WRITTEN EXERCISE:
Write out exactly the lines of the entries below from the one holding "Write the React, TypeScript" to the one holding "const cols = ['Col", inclusive, and leave out all other lines.

GIVEN DATA:
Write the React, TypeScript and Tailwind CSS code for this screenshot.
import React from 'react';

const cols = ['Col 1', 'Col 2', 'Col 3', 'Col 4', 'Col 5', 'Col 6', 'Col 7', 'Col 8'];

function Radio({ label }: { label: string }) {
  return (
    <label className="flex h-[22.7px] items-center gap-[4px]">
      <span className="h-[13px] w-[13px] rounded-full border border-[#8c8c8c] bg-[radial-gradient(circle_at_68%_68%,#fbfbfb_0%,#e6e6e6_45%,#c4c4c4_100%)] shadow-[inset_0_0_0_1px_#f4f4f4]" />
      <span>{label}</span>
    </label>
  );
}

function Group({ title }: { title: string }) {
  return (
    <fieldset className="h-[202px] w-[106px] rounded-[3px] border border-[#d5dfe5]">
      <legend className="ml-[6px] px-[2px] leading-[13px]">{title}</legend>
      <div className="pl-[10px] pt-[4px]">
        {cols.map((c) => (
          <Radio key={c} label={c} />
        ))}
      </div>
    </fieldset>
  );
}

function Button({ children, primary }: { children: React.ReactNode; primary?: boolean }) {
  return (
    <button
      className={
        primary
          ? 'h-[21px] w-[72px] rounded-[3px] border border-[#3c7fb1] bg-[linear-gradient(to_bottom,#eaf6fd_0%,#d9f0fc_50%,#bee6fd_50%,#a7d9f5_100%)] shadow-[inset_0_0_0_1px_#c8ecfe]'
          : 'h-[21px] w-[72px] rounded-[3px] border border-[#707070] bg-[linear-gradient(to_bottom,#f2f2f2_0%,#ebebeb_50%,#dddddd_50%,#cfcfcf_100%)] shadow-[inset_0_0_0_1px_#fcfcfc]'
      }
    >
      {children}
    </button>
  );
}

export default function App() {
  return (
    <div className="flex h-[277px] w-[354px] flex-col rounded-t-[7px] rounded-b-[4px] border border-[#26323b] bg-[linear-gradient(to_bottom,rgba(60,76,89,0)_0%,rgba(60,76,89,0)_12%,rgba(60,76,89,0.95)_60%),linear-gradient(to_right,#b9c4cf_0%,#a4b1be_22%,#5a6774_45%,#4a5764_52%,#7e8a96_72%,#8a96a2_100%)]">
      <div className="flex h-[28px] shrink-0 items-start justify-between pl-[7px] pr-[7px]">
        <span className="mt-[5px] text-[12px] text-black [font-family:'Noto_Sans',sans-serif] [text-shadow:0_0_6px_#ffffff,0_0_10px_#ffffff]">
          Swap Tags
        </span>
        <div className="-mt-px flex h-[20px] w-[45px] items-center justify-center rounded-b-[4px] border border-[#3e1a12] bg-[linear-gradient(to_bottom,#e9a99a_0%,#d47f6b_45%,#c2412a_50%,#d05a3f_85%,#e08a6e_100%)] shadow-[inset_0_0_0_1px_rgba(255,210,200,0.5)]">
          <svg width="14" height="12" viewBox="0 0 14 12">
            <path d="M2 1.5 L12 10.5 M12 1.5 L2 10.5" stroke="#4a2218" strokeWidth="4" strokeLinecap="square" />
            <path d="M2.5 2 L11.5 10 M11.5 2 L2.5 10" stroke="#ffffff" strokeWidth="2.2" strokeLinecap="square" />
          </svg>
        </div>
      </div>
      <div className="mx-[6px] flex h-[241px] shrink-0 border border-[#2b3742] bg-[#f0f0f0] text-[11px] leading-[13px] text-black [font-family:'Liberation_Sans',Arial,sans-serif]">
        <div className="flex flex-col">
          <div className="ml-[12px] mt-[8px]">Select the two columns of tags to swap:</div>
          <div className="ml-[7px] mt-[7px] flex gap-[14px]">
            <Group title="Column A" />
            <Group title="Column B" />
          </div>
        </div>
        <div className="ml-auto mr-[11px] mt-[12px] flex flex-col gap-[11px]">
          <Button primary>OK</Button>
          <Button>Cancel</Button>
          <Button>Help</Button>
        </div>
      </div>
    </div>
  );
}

---

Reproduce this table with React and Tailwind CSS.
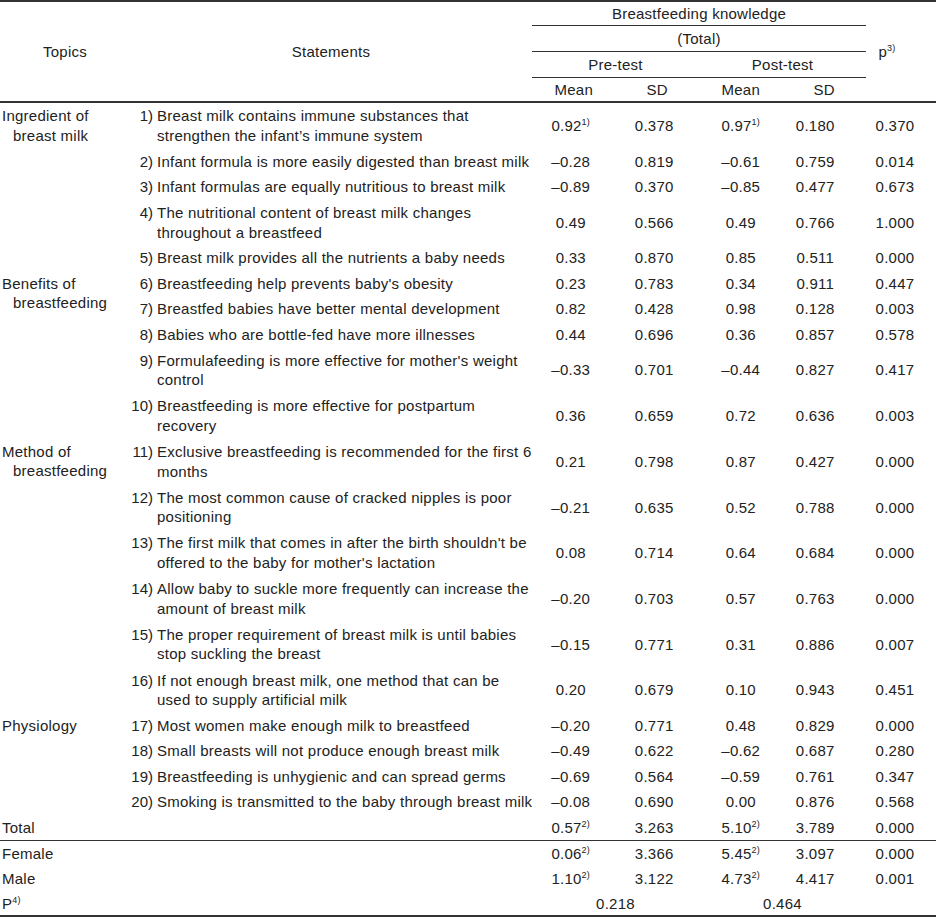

* * *

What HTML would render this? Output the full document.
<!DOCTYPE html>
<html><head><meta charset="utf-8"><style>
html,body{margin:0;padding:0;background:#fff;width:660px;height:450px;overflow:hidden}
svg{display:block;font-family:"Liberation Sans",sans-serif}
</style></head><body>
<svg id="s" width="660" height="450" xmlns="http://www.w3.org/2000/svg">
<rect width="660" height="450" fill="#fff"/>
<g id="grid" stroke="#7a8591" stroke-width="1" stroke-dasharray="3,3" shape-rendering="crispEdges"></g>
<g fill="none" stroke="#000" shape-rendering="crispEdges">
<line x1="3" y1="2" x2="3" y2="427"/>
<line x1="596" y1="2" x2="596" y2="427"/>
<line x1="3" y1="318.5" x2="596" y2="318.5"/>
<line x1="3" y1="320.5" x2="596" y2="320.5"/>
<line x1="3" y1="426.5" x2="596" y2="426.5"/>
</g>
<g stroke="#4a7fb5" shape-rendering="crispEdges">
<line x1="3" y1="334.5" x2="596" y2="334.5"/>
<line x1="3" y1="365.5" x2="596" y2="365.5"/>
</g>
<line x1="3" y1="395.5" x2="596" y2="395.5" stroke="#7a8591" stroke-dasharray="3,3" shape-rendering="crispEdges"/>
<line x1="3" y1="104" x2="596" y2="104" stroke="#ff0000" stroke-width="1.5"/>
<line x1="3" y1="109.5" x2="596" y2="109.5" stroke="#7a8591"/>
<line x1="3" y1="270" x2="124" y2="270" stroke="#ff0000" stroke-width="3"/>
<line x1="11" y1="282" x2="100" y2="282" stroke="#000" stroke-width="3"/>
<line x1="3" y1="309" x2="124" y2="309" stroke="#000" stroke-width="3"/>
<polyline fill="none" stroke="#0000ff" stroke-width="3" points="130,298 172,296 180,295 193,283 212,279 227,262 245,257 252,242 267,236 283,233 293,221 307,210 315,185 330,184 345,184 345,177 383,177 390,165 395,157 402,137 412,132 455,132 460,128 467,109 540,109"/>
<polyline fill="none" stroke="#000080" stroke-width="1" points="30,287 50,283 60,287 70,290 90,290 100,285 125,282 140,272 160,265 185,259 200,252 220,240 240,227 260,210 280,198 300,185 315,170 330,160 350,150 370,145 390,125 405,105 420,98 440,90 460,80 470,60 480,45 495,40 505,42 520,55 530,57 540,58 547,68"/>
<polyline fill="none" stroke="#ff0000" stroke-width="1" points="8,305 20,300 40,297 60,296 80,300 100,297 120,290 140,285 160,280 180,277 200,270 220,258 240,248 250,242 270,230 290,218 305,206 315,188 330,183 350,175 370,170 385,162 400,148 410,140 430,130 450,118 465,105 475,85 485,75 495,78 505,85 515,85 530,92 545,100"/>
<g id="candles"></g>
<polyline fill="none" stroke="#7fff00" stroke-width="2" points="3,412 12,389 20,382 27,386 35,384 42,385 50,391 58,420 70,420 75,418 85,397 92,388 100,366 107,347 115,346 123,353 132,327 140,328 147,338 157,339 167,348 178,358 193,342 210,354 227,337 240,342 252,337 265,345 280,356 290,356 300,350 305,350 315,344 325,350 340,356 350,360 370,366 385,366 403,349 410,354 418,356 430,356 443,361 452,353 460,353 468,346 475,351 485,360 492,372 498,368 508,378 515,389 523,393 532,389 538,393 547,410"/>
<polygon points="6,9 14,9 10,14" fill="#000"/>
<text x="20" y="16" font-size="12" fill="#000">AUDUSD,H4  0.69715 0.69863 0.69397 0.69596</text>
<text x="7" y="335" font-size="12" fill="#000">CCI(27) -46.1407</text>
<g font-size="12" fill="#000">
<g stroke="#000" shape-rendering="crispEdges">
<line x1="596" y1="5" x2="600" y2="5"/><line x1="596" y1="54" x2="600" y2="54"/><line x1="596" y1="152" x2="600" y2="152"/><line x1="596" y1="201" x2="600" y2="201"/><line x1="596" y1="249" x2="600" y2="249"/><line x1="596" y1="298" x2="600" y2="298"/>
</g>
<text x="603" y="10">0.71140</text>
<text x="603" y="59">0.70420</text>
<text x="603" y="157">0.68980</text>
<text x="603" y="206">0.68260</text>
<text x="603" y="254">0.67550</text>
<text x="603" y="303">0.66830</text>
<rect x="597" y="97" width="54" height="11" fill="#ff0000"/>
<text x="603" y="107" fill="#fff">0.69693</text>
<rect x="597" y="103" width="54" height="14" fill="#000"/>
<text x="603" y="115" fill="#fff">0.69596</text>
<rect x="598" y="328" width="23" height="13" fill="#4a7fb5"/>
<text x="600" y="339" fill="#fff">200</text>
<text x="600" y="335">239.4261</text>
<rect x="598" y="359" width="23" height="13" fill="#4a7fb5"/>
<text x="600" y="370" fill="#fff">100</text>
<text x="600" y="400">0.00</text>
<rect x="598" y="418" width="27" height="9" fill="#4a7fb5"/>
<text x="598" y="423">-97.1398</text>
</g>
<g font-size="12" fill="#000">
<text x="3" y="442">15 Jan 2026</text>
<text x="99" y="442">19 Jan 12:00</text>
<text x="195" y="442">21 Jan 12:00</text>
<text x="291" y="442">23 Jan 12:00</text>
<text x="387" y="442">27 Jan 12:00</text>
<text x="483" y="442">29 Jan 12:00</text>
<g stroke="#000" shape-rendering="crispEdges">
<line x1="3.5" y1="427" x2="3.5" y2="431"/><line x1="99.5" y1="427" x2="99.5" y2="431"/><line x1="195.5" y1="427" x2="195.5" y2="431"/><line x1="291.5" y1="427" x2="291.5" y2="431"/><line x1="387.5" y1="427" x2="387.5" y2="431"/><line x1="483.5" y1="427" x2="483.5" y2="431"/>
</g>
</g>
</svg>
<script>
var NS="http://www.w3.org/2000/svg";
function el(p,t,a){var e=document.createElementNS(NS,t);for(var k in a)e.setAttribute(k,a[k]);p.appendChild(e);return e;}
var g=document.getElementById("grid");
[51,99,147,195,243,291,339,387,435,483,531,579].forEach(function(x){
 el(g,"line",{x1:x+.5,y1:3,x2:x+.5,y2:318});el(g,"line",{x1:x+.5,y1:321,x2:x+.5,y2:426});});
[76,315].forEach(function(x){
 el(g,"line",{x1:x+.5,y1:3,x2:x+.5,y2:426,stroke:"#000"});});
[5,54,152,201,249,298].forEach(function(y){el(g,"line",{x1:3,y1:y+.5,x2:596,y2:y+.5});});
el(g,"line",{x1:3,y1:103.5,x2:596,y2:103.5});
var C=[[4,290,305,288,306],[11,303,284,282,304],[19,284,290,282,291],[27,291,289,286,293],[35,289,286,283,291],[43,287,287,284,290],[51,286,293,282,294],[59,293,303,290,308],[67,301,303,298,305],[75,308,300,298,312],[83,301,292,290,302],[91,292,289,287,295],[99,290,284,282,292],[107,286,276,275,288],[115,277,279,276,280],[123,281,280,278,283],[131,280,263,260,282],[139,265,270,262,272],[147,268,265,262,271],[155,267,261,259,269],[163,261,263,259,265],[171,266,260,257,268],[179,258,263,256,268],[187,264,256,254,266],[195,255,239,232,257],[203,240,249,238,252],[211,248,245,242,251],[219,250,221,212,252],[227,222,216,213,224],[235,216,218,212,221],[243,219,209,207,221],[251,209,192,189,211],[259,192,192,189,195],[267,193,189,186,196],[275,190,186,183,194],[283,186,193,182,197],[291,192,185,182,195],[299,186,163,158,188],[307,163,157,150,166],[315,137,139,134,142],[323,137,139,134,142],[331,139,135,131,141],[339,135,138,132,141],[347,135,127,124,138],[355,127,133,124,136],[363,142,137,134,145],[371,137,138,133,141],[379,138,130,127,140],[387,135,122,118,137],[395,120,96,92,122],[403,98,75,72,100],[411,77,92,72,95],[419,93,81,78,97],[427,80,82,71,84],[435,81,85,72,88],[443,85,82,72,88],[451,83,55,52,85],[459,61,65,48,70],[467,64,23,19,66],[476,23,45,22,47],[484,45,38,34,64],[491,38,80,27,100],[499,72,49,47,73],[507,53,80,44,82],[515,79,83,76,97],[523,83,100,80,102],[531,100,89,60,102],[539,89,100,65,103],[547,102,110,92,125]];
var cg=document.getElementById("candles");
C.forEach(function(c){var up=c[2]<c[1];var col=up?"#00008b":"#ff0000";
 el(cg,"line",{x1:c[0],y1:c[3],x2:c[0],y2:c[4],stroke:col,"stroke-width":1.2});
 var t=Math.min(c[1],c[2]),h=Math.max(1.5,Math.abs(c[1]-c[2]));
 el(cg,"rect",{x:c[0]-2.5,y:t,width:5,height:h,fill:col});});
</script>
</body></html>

FULL OUTPUT:
Write the React, TypeScript and Tailwind CSS code for this screenshot.
import React from 'react';

const cols = ['Col 1', 'Col 2', 'Col 3', 'Col 4', 'Col 5', 'Col 6', 'Col 7', 'Col 8'];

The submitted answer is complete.